--- Written task ---
Start at the line containing "Clone this screenshot in React, TypeScript" and stop at the line containing "import React from 'react';"; copy those lines exactly, both ends included, and no others.
[BEGIN Records provided]
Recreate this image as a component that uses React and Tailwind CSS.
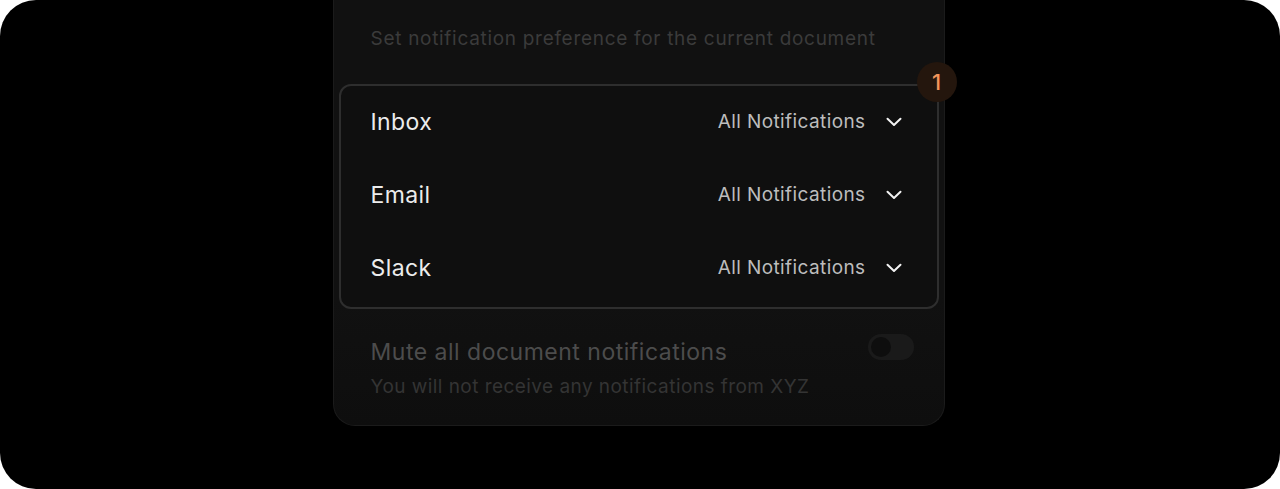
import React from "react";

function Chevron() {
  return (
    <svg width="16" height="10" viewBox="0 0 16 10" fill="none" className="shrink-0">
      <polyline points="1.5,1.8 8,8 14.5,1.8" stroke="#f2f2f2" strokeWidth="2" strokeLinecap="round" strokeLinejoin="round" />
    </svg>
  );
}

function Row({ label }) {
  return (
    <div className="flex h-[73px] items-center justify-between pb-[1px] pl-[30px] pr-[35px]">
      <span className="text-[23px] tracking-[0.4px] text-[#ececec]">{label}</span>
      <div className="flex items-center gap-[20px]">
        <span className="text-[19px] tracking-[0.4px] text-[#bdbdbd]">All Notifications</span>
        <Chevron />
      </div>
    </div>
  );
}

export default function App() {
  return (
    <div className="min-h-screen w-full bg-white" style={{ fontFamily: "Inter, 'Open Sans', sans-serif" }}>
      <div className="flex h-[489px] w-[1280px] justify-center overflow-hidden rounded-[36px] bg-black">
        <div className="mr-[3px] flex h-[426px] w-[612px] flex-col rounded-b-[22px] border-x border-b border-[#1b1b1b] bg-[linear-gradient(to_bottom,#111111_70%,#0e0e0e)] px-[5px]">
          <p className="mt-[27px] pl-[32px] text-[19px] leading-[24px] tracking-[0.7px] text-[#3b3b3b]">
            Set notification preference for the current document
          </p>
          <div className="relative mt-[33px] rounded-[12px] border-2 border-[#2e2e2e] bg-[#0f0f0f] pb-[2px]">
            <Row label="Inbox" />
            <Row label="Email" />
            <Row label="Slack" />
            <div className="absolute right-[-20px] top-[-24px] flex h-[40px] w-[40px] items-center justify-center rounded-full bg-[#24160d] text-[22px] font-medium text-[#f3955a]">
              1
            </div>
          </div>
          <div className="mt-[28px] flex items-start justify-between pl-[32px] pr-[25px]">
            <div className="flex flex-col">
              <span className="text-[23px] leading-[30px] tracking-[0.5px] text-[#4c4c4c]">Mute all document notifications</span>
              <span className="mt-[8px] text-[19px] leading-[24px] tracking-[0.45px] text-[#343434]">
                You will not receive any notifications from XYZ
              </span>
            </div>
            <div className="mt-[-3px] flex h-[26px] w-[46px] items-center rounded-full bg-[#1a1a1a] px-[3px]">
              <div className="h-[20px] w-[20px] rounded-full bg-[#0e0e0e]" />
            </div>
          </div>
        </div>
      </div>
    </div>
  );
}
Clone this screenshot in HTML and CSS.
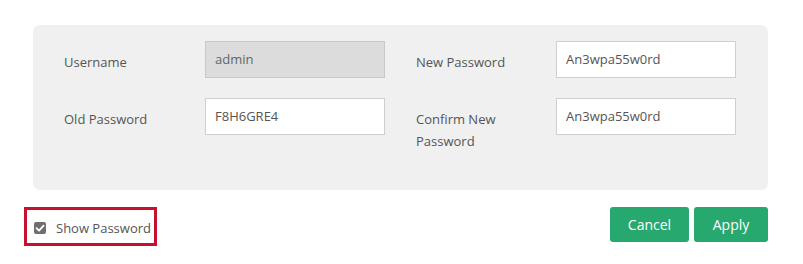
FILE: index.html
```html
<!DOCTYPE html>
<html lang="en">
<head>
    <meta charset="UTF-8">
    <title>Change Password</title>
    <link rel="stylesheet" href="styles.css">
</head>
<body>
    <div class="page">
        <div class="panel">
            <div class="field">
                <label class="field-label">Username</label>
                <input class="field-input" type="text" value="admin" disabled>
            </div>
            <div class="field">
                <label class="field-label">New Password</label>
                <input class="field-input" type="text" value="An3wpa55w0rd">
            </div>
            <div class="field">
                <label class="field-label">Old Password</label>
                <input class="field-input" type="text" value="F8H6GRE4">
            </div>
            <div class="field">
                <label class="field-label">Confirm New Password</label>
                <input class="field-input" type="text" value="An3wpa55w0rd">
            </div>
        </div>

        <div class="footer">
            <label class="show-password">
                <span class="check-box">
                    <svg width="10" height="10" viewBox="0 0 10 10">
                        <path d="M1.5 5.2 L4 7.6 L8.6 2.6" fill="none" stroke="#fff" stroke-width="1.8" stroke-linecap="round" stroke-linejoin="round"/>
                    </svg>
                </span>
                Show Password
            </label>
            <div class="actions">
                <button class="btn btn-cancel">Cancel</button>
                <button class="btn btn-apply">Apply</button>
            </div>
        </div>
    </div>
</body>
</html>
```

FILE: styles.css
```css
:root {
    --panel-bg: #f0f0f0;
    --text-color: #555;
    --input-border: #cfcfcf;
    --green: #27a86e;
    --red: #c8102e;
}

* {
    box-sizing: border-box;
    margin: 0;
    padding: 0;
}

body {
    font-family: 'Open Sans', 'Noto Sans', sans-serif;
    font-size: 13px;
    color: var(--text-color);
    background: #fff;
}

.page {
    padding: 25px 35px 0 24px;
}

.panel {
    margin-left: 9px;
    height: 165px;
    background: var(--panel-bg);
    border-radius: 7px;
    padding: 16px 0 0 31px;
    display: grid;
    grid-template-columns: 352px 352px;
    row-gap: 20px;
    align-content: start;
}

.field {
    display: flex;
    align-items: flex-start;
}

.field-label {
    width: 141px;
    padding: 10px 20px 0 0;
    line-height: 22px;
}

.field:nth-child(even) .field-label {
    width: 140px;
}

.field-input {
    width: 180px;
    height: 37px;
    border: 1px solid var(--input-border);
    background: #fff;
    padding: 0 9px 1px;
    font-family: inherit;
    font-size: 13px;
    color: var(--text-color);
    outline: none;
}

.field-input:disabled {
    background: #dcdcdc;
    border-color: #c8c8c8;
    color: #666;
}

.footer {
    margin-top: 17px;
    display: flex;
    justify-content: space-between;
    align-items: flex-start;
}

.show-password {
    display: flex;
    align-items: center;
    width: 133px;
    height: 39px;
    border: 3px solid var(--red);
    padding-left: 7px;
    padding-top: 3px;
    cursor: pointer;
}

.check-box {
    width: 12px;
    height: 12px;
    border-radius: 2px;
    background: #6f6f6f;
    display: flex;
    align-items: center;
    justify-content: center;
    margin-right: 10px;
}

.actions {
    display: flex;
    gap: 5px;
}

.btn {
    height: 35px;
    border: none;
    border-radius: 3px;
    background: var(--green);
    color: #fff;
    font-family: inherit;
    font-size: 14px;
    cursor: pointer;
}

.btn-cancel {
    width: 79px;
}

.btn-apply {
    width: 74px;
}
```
[END Records provided]
[BEGIN Records provided]
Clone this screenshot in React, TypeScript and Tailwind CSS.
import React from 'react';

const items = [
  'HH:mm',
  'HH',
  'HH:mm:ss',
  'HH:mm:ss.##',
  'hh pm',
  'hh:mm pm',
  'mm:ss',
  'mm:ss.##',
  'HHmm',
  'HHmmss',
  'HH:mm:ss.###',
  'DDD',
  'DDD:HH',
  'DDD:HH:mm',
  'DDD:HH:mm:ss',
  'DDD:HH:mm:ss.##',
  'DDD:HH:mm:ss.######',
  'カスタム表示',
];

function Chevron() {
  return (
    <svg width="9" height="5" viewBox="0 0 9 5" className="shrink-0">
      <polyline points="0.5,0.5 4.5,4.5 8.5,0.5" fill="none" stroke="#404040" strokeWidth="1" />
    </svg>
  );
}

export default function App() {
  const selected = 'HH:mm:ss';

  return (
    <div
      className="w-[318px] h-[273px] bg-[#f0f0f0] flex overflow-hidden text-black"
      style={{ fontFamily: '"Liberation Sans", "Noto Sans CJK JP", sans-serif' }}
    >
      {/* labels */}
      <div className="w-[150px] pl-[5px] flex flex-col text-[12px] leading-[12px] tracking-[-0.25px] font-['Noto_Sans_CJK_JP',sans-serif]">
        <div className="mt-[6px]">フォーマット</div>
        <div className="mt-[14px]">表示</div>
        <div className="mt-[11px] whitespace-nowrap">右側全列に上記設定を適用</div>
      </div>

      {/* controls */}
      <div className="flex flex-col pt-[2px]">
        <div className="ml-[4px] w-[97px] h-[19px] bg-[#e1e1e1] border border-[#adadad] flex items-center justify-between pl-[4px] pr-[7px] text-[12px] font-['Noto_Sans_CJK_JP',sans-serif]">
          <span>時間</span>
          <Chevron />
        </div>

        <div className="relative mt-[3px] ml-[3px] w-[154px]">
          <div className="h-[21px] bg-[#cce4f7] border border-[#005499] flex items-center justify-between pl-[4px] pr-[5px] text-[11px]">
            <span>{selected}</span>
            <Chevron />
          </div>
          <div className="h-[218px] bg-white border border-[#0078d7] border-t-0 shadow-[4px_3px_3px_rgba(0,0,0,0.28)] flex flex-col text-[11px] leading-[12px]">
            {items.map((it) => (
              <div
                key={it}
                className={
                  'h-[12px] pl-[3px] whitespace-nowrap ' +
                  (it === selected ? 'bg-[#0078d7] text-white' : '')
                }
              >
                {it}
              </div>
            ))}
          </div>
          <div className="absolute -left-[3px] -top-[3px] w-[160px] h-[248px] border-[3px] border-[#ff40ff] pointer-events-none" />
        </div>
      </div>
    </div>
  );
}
[END Records provided]
--- Response to this task ---
Clone this screenshot in React, TypeScript and Tailwind CSS.
import React from 'react';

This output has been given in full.